Picks of the Week

  • Diana Spechler: Who by Fire: A Novel (P.S.)

    Diana Spechler: Who by Fire: A Novel (P.S.)
    Spechler's unfliching, beautifully written debut strikes at the heart of how one catastrophic event creates a fissure so deep it breaks a small family into fragmented pieces. A little girl is kidnapped, presumed dead, and over a decade later her mother is still searching for answers, her older sister seeks solace in meaningless sex and her brother - who blames himself for the crime's commission - finds his life's solution among ultra-Orthodox Judaism. Spechler uses the inciting event to show the ways in which family members cling to and turn away from each other, do terrible things with the best intentions and show the comforts and prejudices of religiosity with a compassionate eye and voice.

  • Iain Levison: Dog Eats Dog

    Iain Levison: Dog Eats Dog
    First published in France a few years ago, Bitter Lemon press finally makes this darkly comic gem available in English. When a bank robber, bleeding profusely from his last and very botched job, lands in a sleepy New Hampshire college town, disaster is pretty much inevitable. Never is that more true than for Elias White, roped into being the robber's accomplice as a result of an ill-fated dalliance glimpsed through an open window, and for FBI agent Denise Lupo, whose ability is less dogged and more fragmented. Levison nails the academic atmosphere and its jarring juxtaposition with the criminal underworld, but most of all he's clearly having fun with his given premise.

  • Matthew Hall: The Art of Breaking Glass

    Matthew Hall: The Art of Breaking Glass
    If this debut were published in 2008 instead of 1997, I suspect it would have been greeted with the same acclaim and the same sense that this is a major talent with a great deal in store for his career. Because holy hell, this has tremendous pacing, wonderful characters and an offbeat and very unique voice. But since its original publication, the book is all but out of print and there's no new novel from Hall in sight, as he's concentrated on TV and screenwriting duties. So read this book and hope that a) some publisher decides to reissue it b) Hall follows it up someday.
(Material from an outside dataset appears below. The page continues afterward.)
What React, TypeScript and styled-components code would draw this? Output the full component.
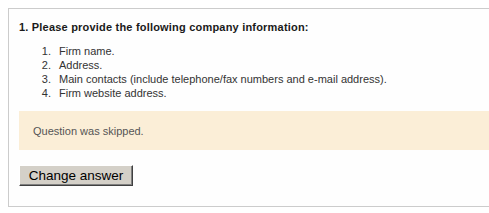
import React from 'react';
import styled, { createGlobalStyle } from 'styled-components';

const GlobalStyle = createGlobalStyle`
	html, body {
		margin: 0;
		padding: 0;
		background: #ffffff;
		overflow: hidden;
	}
	body {
		padding: 8px;
		font-family: 'Liberation Sans', Arial, sans-serif;
	}
`;

const items = [
	'Firm name.',
	'Address.',
	'Main contacts (include telephone/fax numbers and e-mail address).',
	'Firm website address.',
];

const App: React.FC = () => {
	return (
		<>
			<GlobalStyle />
			<QuestionBox>
				<Heading>1. Please provide the following company information:</Heading>
				<List>
					{items.map((item) => (
						<ListItem key={item}>{item}</ListItem>
					))}
				</List>
				<SkippedNotice>Question was skipped.</SkippedNotice>
				<ChangeButton type='button'>Change answer</ChangeButton>
			</QuestionBox>
		</>
	);
};

export default App;

export const QuestionBox = styled.div`
	width: 520px;
	box-sizing: border-box;
	border: 1px solid #cccccc;
	background: #fefefe;
	padding: 11px 0 20px 10px;
`;

export const Heading = styled.div`
	font-weight: bold;
	font-size: 11px;
	letter-spacing: 0.2px;
	line-height: 14px;
	color: #1a1a1a;
`;

export const List = styled.ol`
	margin: 10px 0 0 0;
	padding: 0 0 0 35px;
	font-size: 11px;
	line-height: 14px;
	color: #333333;
`;

export const ListItem = styled.li`
	padding-left: 5px;
`;

export const SkippedNotice = styled.div`
	margin-top: 11px;
	height: 39px;
	display: flex;
	align-items: center;
	padding-left: 14px;
	background: #fbeed7;
	font-size: 11px;
	color: #555555;
`;

export const ChangeButton = styled.button`
	display: block;
	margin-top: 15px;
	width: 114px;
	height: 21px;
	padding: 0;
	background: #d4d0c8;
	border: 1px solid;
	border-color: #ffffff #404040 #404040 #ffffff;
	box-shadow: inset -1px -1px 0 #808080;
	font-family: 'Liberation Sans', Arial, sans-serif;
	font-size: 13.5px;
	color: #000000;
`;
  • Victor Gischler: Go-Go Girls of the Apocalypse: A Novel

    Victor Gischler: Go-Go Girls of the Apocalypse: A Novel
    After four crime novels, Gischler turns to something a little different - and a lot more unclassifiable - with this incredibly funny, violent, panoramic and pulpy apocalyptic novel. The world Mortimer Tate left behind was about to go into ruins but what he returns to nine years later is littered with machine guns, strip clubs and people looking out for their best interests (both literally and carnivorously.) With the help of an eclectic crew of sidekicks and gun-toting babes, Mortimer prepares to save the world at the lost city of Atlanta - whether he likes it or not.

  • Zoe Sharp: Third Strike: A Thriller

    Zoe Sharp: Third Strike: A Thriller
    Once again, Zoe Sharp finds a way to make the thriller genre her own by focusing on the psychological toll that violence takes upon a person. By the end of THIRD STRIKE, Charlie Fox is at a very dark place, fully cognizant of the consequences her actions have taken upon those she's been asked to guard and those she loves, and I was profoundly disturbed in a way I haven't been after reading a thriller in quite some time. This is a long, long way from mindless fluff, and if you're prepared to travel some very dark and thoughtful corners, this is the book (and series) to read.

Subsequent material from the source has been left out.